The only sin that Jesus says is insusceptible to divine forgiveness is what He calls "the sin against the Holy Spirit." The sin against the Holy Spirit isn't a specific violation of God's law. It's the refusal to pay heed to the reflection of ourselves we see when we look in the "mirror" of God's law. In these moments, God is trying to communicate with us, trying to get us to turn away from sin and turn to Him and the new life He offers through Christ. When we refuse to be convinced or convicted by God for our sin, we build a wall between ourselves and God. It isn't that God doesn't want to reach out to us and hold us to Himself; it's that we have decided to turn a deaf ear to God's words of forgiveness and love.

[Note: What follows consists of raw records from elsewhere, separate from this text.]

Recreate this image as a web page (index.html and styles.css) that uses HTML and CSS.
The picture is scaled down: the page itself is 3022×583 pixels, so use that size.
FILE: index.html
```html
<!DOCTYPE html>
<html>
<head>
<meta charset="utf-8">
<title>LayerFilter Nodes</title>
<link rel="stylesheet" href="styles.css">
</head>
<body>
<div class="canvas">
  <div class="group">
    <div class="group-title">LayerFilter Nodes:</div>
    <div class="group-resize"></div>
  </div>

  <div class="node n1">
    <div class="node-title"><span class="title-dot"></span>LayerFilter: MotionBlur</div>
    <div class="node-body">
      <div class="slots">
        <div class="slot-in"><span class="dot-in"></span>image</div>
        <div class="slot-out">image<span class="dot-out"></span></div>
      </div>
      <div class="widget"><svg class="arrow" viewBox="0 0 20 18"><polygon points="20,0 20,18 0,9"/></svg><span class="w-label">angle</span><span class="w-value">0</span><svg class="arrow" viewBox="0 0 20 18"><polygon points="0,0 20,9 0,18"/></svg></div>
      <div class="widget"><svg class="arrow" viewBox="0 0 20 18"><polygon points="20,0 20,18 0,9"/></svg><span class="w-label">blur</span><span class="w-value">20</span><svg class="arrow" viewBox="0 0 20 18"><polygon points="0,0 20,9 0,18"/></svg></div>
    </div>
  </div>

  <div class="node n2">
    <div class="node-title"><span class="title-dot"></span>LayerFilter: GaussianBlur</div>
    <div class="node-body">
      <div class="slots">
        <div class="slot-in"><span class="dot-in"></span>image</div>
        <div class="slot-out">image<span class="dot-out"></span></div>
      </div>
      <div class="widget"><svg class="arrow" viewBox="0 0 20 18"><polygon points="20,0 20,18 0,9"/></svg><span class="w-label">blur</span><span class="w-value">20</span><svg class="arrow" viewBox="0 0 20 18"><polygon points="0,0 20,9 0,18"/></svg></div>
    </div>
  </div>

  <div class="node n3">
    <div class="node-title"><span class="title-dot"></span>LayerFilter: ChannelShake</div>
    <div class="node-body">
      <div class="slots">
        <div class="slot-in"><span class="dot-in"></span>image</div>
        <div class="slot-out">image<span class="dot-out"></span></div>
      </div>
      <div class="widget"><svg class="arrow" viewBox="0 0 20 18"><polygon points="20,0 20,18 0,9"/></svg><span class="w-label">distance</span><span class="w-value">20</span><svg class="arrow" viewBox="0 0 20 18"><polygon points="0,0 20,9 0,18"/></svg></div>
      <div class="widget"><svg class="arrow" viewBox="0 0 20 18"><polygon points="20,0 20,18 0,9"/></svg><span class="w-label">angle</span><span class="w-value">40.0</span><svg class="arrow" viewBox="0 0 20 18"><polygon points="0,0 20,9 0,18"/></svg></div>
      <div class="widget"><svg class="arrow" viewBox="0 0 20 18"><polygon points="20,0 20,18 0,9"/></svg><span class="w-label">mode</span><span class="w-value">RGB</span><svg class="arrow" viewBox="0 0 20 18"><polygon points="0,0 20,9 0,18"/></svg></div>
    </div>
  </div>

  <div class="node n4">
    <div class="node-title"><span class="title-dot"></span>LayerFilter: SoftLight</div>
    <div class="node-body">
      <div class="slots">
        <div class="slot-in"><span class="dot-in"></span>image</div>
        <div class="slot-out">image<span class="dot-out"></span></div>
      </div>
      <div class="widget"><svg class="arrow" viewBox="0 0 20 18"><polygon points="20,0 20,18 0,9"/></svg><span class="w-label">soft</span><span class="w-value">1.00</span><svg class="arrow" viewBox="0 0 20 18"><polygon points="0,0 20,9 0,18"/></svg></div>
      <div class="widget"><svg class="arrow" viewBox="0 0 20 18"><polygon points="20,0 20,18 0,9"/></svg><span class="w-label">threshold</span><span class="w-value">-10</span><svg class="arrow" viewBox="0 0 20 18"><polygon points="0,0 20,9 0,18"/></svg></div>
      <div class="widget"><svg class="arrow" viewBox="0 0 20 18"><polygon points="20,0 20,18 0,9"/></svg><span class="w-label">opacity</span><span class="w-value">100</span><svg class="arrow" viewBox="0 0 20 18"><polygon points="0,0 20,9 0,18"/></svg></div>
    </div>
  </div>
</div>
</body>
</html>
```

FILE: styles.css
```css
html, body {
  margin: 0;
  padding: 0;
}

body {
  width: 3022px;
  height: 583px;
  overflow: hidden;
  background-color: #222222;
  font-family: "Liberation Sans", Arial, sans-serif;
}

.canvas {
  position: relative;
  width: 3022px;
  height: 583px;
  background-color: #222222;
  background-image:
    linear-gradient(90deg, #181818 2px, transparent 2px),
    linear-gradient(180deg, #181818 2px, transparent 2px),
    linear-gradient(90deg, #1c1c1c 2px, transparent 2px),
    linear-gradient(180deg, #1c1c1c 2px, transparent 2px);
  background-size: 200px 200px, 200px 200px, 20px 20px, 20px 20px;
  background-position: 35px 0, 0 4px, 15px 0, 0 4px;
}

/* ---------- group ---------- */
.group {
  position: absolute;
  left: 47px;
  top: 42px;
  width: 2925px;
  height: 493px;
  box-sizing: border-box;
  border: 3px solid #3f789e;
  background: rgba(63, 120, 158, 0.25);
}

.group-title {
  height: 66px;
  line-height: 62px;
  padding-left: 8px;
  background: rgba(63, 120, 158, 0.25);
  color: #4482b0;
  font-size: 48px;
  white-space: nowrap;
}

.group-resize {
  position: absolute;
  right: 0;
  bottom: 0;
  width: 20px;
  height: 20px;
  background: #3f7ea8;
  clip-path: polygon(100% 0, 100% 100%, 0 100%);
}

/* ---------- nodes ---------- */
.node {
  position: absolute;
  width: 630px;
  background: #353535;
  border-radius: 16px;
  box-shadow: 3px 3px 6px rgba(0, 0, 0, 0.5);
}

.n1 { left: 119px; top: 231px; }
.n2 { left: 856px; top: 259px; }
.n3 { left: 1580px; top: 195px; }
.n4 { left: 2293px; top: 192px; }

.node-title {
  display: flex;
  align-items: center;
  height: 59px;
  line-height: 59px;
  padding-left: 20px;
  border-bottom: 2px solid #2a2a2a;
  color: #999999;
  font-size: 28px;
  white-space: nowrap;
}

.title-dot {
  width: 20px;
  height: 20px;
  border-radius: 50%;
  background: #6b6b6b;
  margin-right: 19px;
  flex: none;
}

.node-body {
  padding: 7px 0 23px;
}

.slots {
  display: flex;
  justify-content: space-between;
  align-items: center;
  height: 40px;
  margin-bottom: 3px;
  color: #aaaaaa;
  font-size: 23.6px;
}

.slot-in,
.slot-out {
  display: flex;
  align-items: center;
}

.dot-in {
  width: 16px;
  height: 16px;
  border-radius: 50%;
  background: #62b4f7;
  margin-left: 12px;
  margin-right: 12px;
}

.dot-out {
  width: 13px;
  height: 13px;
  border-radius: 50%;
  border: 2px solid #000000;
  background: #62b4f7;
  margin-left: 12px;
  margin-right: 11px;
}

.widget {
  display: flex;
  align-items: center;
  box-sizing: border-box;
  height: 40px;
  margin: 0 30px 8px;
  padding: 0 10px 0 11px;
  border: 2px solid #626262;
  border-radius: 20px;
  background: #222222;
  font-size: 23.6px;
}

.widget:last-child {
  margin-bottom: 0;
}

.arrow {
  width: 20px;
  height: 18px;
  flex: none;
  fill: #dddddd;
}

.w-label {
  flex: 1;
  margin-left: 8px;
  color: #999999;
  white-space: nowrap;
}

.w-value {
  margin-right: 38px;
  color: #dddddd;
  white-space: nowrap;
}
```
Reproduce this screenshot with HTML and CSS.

Had the ELCA decided to back the ordination of practicing homosexuals or the blessing of homosexual unions, it would have deprived people of hearing God's call to repentance in one aspect of life and thereby enabled them in building walls between themselves and God.

Last week, when I wrote that I approved of the ELCA's action, one blogger wrote a very gentle and irenic email to me, saying that while he had originally intended to put a link to this site on his web log, he could do so no longer. I note also that another blogger has eliminated a link to this site from hers. I suppose that for them, I'm indecipherably conservative.

I don't set out to be the Earl of Sandwich. I just seem to land there after prayer and study. It can be unpleasant sometimes. But maybe a voice from somewhere in the middle can be useful. I hope so.

2 comments:

Mark Daniels said...

Tamar:
Thank you for commenting.

It makes me happy to feel that the lines of communications between us remain open.

Whatever our varying views, let me make it clear that I believe all people--whatever their race, gender, ethnic background, nationality, sexual orientation--are God's children and deserving of just regard and treatment. Period.

Have a good weekend!

Mark

Mark Daniels said...

By the way, I'm a sinner, too.

This condition tempts me to other violations of God's will, no more or less egregious than any other categories of sin.